- **EXERCISE AIM**: Reply with one number only: the count of lines below that contain the word "React".

- **DATASET EXCERPT**:
## begin
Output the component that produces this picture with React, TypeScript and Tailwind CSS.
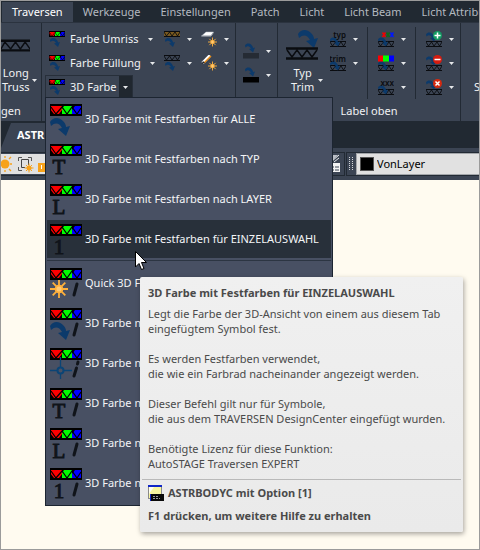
import React from "react";

const TABS = ["Traversen", "Werkzeuge", "Einstellungen", "Patch", "Licht", "Licht Beam", "Licht Attribute"];

type Mark = "arrow" | "T" | "L" | "1" | "star" | "target";

const MENU_TOP: { label: string; mark: Mark; active?: boolean }[] = [
  { label: "3D Farbe mit Festfarben für ALLE", mark: "arrow" },
  { label: "3D Farbe mit Festfarben nach TYP", mark: "T" },
  { label: "3D Farbe mit Festfarben nach LAYER", mark: "L" },
  { label: "3D Farbe mit Festfarben für EINZELAUSWAHL", mark: "1", active: true },
];

const MENU_BOTTOM: { label: string; mark: Mark }[] = [
  { label: "Quick 3D Farbe", mark: "star" },
  { label: "3D Farbe mit", mark: "arrow" },
  { label: "3D Farbe mit", mark: "target" },
  { label: "3D Farbe mit", mark: "T" },
  { label: "3D Farbe mit", mark: "L" },
  { label: "3D Farbe mit", mark: "1" },
];

/* ---------- icon parts, all drawn on a 32 x 32 grid ---------- */

function ColorTruss() {
  return (
    <g>
      <rect width="32" height="12" fill="#000" />
      <rect x="1" y="2" width="11" height="8" fill="#f00" />
      <rect x="12" y="2" width="10" height="8" fill="#0f0" />
      <rect x="22" y="2" width="9" height="8" fill="#00f" />
      <path d="M1 3 L6 10 L12 3 L17 10 L22 3 L27 10 L31 4" fill="none" stroke="#000" strokeWidth="1.2" />
      <path d="M0 5V10H4Z M9 10L12 6V10Z M12 2H14L12 5Z M22 2H25L22 6Z" fill="#000" />
    </g>
  );
}

function PlainTruss({ y, fill = "none" }: { y: number; fill?: string }) {
  return (
    <g transform={`translate(0 ${y})`}>
      <rect y="1" width="32" height="10" fill={fill} />
      <path d="M0 1H32 M0 11H32" stroke="#0a0c10" strokeWidth="2" />
      <path d="M0 2 L5 10 L11 2 L16 10 L22 2 L27 10 L32 2" fill="none" stroke="#0a0c10" strokeWidth="1.8" />
    </g>
  );
}

function Swoosh({ x = 0, y = 14 }: { x?: number; y?: number }) {
  return (
    <g transform={`translate(${x} ${y})`} fill="#0c3a6b">
      <path d="M0 4 C3 -1 9 -1 13 3 C15 5 16 7 16 9 L20 8 L16 18 L8 11 L12 10 C10 6 6 3 1 8 Z" />
    </g>
  );
}

function Star({ cx, cy, r }: { cx: number; cy: number; r: number }) {
  const d = r * 0.7;
  return (
    <g stroke="#ffb13b" strokeWidth="1.8">
      <path
        d={`M${cx - r} ${cy}H${cx + r} M${cx} ${cy - r}V${cy + r} M${cx - d} ${cy - d}L${cx + d} ${cy + d} M${cx - d} ${cy + d}L${cx + d} ${cy - d}`}
      />
      <circle cx={cx} cy={cy} r={r * 0.38} fill="#ffc974" />
    </g>
  );
}

function Icon({ size = 16, children }: { size?: 16 | 32; children: React.ReactNode }) {
  return (
    <svg viewBox="0 0 32 32" className={size === 16 ? "w-4 h-4 shrink-0" : "w-8 h-8 shrink-0"} aria-hidden="true">
      {children}
    </svg>
  );
}

function MenuIcon({ mark, single }: { mark: Mark; single?: boolean }) {
  return (
    <Icon size={32}>
      <ColorTruss />
      {mark === "arrow" && <Swoosh />}
      {mark === "star" && <Star cx={9} cy={21} r={9} />}
      {mark === "target" && (
        <g stroke="#0b4475" strokeWidth="1.3" fill="none">
          <path d="M0 22.500H7 M14 22.500H22 M10.500 9V19 M10.500 26V31" />
          <circle cx="10.500" cy="22.500" r="3" strokeWidth="2" />
        </g>
      )}
      {mark.length === 1 && (
        <text x="9" y="30" fontSize="21" textAnchor="middle" fill="#10141a" stroke="#10141a" strokeWidth="1" fontFamily="Liberation Serif, serif">
          {mark}
        </text>
      )}
      {single && (
        <path d={mark === "target" ? "M26.500 20L24 28 M28 14L27.500 16" : "M27 16L24 27"} stroke="#10141a" strokeWidth="3" strokeLinecap="round" />
      )}
    </Icon>
  );
}

function Caret() {
  return (
    <svg viewBox="0 0 5 3" className="w-[5px] h-[3px] shrink-0" aria-hidden="true">
      <path d="M0 0H5L2.500 3Z" fill="#e6e8ea" />
    </svg>
  );
}

function IconButton({ label, children }: { label: string; children: React.ReactNode }) {
  return (
    <button type="button" aria-label={label} className="flex h-6 items-center gap-[7px]">
      <Icon>{children}</Icon>
      <Caret />
    </button>
  );
}

function Badge({ fill, d }: { fill: string; d: string }) {
  return (
    <g>
      <PlainTruss y={20} />
      <Swoosh x={0} y={3} />
      <circle cx="23" cy="9" r="9" fill={fill} />
      <path d={d} stroke="#fff" strokeWidth="3" />
    </g>
  );
}

function TextMark({ text, color = "#0a0c10" }: { text: string; color?: string }) {
  return (
    <text x="32" y="13" fontSize="16" fontWeight="600" textAnchor="end" fill={color} fontFamily="Noto Sans, sans-serif">
      {text}
    </text>
  );
}

function Ribbon() {
  return (
    <div className="flex h-[99px] shrink-0 border-t border-[#2b333f] bg-[#3b4453] text-[#f1f2f4]">
      <section className="flex w-[41px] shrink-0 flex-col justify-between overflow-hidden border-r border-[#222a34]">
        <button type="button" className="flex flex-col pt-4 leading-[14px]">
          <svg viewBox="0 0 30 13" className="mb-[14px] h-[13px] w-[29px]" aria-hidden="true">
            <path d="M0 1.500H30 M0 11.500H30" stroke="#0a0c10" strokeWidth="2.500" />
            <path d="M0 10L4 3L10 10L15 3L20 10L25 3L30 10" fill="none" stroke="#0a0c10" strokeWidth="1.500" />
          </svg>
          <span className="flex items-center gap-[3px] pl-[1px]">
            <span className="text-center">
              Long
              <br />
              Truss
            </span>
            <Caret />
          </span>
        </button>
        <span className="pb-[1px] leading-[18px]">gen</span>
      </section>

      <section className="flex w-[194px] shrink-0 items-start border-r border-[#222a34] pl-[7px] pt-1">
        <div className="flex w-[115px] flex-col">
          <button type="button" className="flex h-6 items-center gap-[5px] whitespace-nowrap">
            <Icon><ColorTruss /><Swoosh x={2} /></Icon>
            Farbe Umriss
            <span className="pl-1"><Caret /></span>
          </button>
          <button type="button" className="flex h-6 items-center gap-[5px] whitespace-nowrap">
            <Icon><ColorTruss /><Swoosh x={2} /></Icon>
            Farbe Füllung
            <span className="pl-1"><Caret /></span>
          </button>
          <div className="-ml-1 flex h-6 w-[88px] border border-[#272f3a]">
            <button type="button" className="flex flex-1 items-center gap-[5px] whitespace-nowrap pl-[3px]">
              <Icon><ColorTruss /><Swoosh x={2} /></Icon>
              3D Farbe
            </button>
            <button type="button" aria-label="3D Farbe Auswahl" className="flex w-[13px] items-center justify-center bg-[#20272f]">
              <Caret />
            </button>
          </div>
        </div>
        <div className="flex flex-col">
          <IconButton label="Umriss"><PlainTruss y={0} fill="#7a5a20" /><Swoosh x={2} /></IconButton>
          <IconButton label="Füllung"><PlainTruss y={0} /><Swoosh x={2} /></IconButton>
        </div>
        <div className="ml-[9px] flex flex-col">
          <IconButton label="Radierer">
            <path d="M10 2H25L20 10H1Z" fill="#fff" stroke="#b5bac2" />
            <path d="M1 10H20L25 3" fill="none" stroke="#9aa0a8" strokeWidth="2" />
            <Star cx={23} cy={22} r={9} />
          </IconButton>
          <IconButton label="Pinsel">
            <path d="M18 1L3 16" stroke="#fff" strokeWidth="6" />
            <path d="M20 2L6 16" stroke="#e88a12" strokeWidth="3" />
            <path d="M4 12L8 16L1 18Z" fill="#20242a" />
            <Star cx={23} cy={22} r={9} />
          </IconButton>
        </div>
      </section>

      <section className="flex w-[42px] shrink-0 flex-col border-r border-[#222a34] pl-[7px] pt-4">
        <IconButton label="Fläche"><Swoosh x={4} y={1} /><rect y="20" width="32" height="11" fill="#252b34" /></IconButton>
        <IconButton label="Fläche schwarz"><Swoosh x={4} y={1} /><rect y="20" width="32" height="11" fill="#000" /></IconButton>
      </section>

      <section className="flex w-[183px] shrink-0 flex-col justify-between border-r border-[#222a34] pt-1">
        <div className="flex">
          <button type="button" className="ml-2 flex w-11 flex-col pt-[3px] leading-[14px]">
            <svg viewBox="0 0 32 30" className="mb-[6px] h-[30px] w-8" aria-hidden="true">
              <Swoosh x={12} y={0} />
              <path d="M0 18.500H32 M0 28.500H32" stroke="#0a0c10" strokeWidth="2.500" />
              <path d="M1 20L6 27L11 20L16 27L21 20L26 27L31 20" fill="none" stroke="#0a0c10" strokeWidth="1.500" />
            </svg>
            <span className="flex items-center gap-1 pl-[5px]">
              <span className="text-center">
                Typ
                <br />
                Trim
              </span>
              <Caret />
            </span>
          </button>
          <div className="flex w-[37px] flex-col">
            <IconButton label="Typ"><PlainTruss y={20} /><Swoosh y={13} /><TextMark text="typ" /></IconButton>
            <IconButton label="Trim"><PlainTruss y={20} /><Swoosh y={13} /><TextMark text="trim" /></IconButton>
          </div>
          <div className="flex w-12 flex-col border-l border-[#222a34] pl-[10px]">
            <IconButton label="Label Farben">
              <PlainTruss y={20} />
              <Swoosh y={13} />
              <g strokeWidth="3">
                <path d="M9 3L15 12 M15 3L9 12" stroke="#f00000" />
                <path d="M17 3L23 12 M23 3L17 12" stroke="#106a18" />
                <path d="M25 3L31 12 M31 3L25 12" stroke="#0018ff" />
              </g>
            </IconButton>
            <IconButton label="Label RGB">
              <PlainTruss y={20} />
              <Swoosh y={13} />
              <rect width="10" height="12" y="1" fill="#f00" />
              <rect x="10" width="12" height="12" y="1" fill="#0f0" />
              <rect x="22" width="10" height="12" y="1" fill="#00f" />
            </IconButton>
            <IconButton label="Label Text"><PlainTruss y={20} /><Swoosh y={13} /><TextMark text="xxx" /></IconButton>
          </div>
          <div className="flex w-[45px] flex-col border-l border-[#222a34] pl-[10px]">
            <IconButton label="Label hinzufügen"><Badge fill="#129a62" d="M17 9H29 M23 3V15" /></IconButton>
            <IconButton label="Label entfernen"><Badge fill="#d41c10" d="M17 9H29" /></IconButton>
            <IconButton label="Label löschen"><Badge fill="#d42a10" d="M19 5L27 13 M27 5L19 13" /></IconButton>
          </div>
        </div>
        <span className="pb-[1px] text-center leading-[18px]">Label oben</span>
      </section>

      <section className="shrink-0 pl-[13px] pt-[57px] leading-[14px]">S</section>
    </div>
  );
}

function Toolbars() {
  return (
    <div className="flex h-8 shrink-0 bg-[#3b4453] pt-1">
      <div className="flex h-6 w-[344px] shrink-0 items-center justify-between border-y border-r border-[#222a34] pr-[2px]">
        <div className="flex h-5 flex-1 items-center bg-[#e1e1e1]">
          <svg viewBox="0 0 44 20" className="h-5 w-11" aria-hidden="true">
            <circle cx="4" cy="10" r="4.500" fill="#f7a21b" />
            <path d="M4 2V4 M4 16V18 M9 10H11 M8 5L10 3 M8 15L10 17" stroke="#f7a21b" strokeWidth="1.300" />
            <path d="M17.500 7V3.500H21 M27 3.500H30.500V7 M17.500 13V16.500H21" fill="none" stroke="#555" />
            <path d="M20.500 5.500H27.500V11 M20.500 5.500V13.500H24" fill="none" stroke="#444" />
            <circle cx="28" cy="14" r="2.500" fill="#f7a21b" />
            <path d="M28 9.500V18.500 M23.500 14H32.500 M25 11L31 17 M25 17L31 11" stroke="#f7a21b" strokeWidth="1" />
            <rect x="37" y="9" width="7" height="9" fill="#f7a21b" />
            <rect x="40" y="11" width="1" height="4" fill="#fff" />
          </svg>
        </div>
        <svg viewBox="0 0 13 20" className="h-5 w-[13px]" aria-hidden="true">
          <path d="M1 9L9 1H1Z" fill="#b8bcc4" />
          <path d="M2 8L10 1 M5 8L10 4" stroke="#e6e8ea" />
          <rect x="1" y="9" width="10" height="9" fill="#f3f3f3" />
          <path d="M3 13H5 M6 13H10 M3 16H5 M6 16H10" stroke="#3b4453" />
        </svg>
      </div>
      <div className="ml-[1px] flex h-6 flex-1 items-center border-y border-l border-[#222a34] pl-[2px]">
        <svg viewBox="0 0 4 14" className="mr-[3px] h-[14px] w-1" aria-hidden="true">
          <path d="M0.500 0V14 M3.500 0V14" stroke="#d5d8dc" strokeDasharray="1 1" />
        </svg>
        <label className="flex h-[22px] flex-1 items-center border border-r-0 border-[#a3a6aa] bg-[#e1e1e1] pl-[3px] text-black">
          <span className="mr-[3px] size-[14px] border border-[#555] bg-black" />
          <select aria-label="Farbe" className="flex-1 appearance-none bg-transparent">
            <option>VonLayer</option>
          </select>
        </label>
      </div>
    </div>
  );
}

function FlyoutMenu() {
  return (
    <div role="menu" className="absolute left-[44px] top-[96px] w-[288px] border border-[#1c2531] bg-[#485063] px-[1px] pb-[1px] pt-[2px] text-[#f4f5f7]">
      {MENU_TOP.map((item) => (
        <button
          key={item.label}
          type="button"
          role="menuitem"
          className={`mb-[2px] flex h-[38px] w-full items-center gap-[3px] whitespace-nowrap pl-[3px] pt-[2px] ${item.active ? "bg-[#28303a]" : ""}`}
        >
          <MenuIcon mark={item.mark} />
          <span className="pb-[2px]">{item.label}</span>
        </button>
      ))}
      <hr className="mb-[3px] mt-[1px] border-[#2c3542]" />
      {MENU_BOTTOM.map((item) => (
        <button
          key={item.mark}
          type="button"
          role="menuitem"
          className="mb-[2px] flex h-[38px] w-full items-center gap-[3px] whitespace-nowrap pl-[3px] pt-[2px]"
        >
          <MenuIcon mark={item.mark} single />
          <span className="pb-[2px]">{item.label}</span>
        </button>
      ))}
    </div>
  );
}

function Tooltip() {
  return (
    <div
      role="tooltip"
      className="absolute left-[139px] top-[276px] w-[323px] rounded-[2px] bg-gradient-to-b from-[#f0f0f0] to-[#eaeaea] px-2 py-2 text-[#4a4a4a] shadow-[1px_2px_5px_rgba(0,0,0,0.35)]"
    >
      <h2 className="whitespace-nowrap font-bold leading-4">3D Farbe mit Festfarben für EINZELAUSWAHL</h2>
      <div className="mt-[5px] flex flex-col gap-[15px] whitespace-nowrap leading-[15px]">
        <p>
          Legt die Farbe der 3D-Ansicht von einem aus diesem Tab
          <br />
          eingefügtem Symbol fest.
        </p>
        <p>
          Es werden Festfarben verwendet,
          <br />
          die wie ein Farbrad nacheinander angezeigt werden.
        </p>
        <p>
          Dieser Befehl gilt nur für Symbole,
          <br />
          die aus dem TRAVERSEN DesignCenter eingefügt wurden.
        </p>
        <p>
          Benötigte Lizenz für diese Funktion:
          <br />
          AutoSTAGE Traversen EXPERT
        </p>
      </div>
      <hr className="-mx-[6px] mb-[5px] mt-2 border-[#b9b9b9]" />
      <div className="flex items-center gap-1 font-bold leading-4">
        <svg viewBox="0 0 16 16" className="h-4 w-4" aria-hidden="true">
          <rect x="0.500" y="0.500" width="13" height="13" fill="#f8f6a0" stroke="#8a8a8a" />
          <path d="M1 2H6L1 9Z" fill="#fffef0" />
          <rect width="14" height="2" fill="#1026c8" />
          <rect x="2" y="9" width="14" height="7" fill="#0a0a0a" />
          <path d="M2.500 9V16" stroke="#1026c8" />
          <path d="M5 11.500H10 M5 13.500H12" stroke="#9a9a9a" strokeDasharray="2 1" />
        </svg>
        ASTRBODYC mit Option [1]
      </div>
      <p className="mt-[7px] font-bold leading-4">F1 drücken, um weitere Hilfe zu erhalten</p>
    </div>
  );
}

export default function App() {
  return (
    <div className="relative flex min-h-screen flex-col overflow-hidden border border-[#9b9b9b] bg-[#fffbf0] font-['Noto_Sans','Open_Sans',sans-serif] text-[11px]">
      <nav className="flex h-[21px] shrink-0 bg-[#212932] pl-[1px] pt-[1px] text-[#b4b9c0]">
        {TABS.map((tab, i) => (
          <a
            key={tab}
            href="#"
            className={`flex shrink-0 items-center whitespace-nowrap px-[10px] ${i === 0 ? "bg-[#3b4453] text-white" : ""}`}
          >
            {tab}
          </a>
        ))}
      </nav>

      <Ribbon />

      {/* Drawing file tabs */}
      <div className="flex h-[27px] shrink-0 items-end bg-[#212932]">
        <div className="flex h-[25px] w-[200px] items-center bg-[#3b4453] pl-4 font-bold text-white [clip-path:polygon(10px_0,100%_0,100%_100%,0_100%)]">
          ASTR
        </div>
      </div>

      <Toolbars />

      <main className="flex-1" />

      <FlyoutMenu />
      <svg viewBox="0 0 12 20" className="absolute left-[134px] top-[250px] h-5 w-3" aria-hidden="true">
        <path d="M0.500 0.500V16L4 12.500L6.500 18.500L9 17.500L6.500 11.500H11.500Z" fill="#fff" stroke="#000" />
      </svg>
      <Tooltip />
    </div>
  );
}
## end
- **SOLUTION FOR THIS PROBLEM**: 4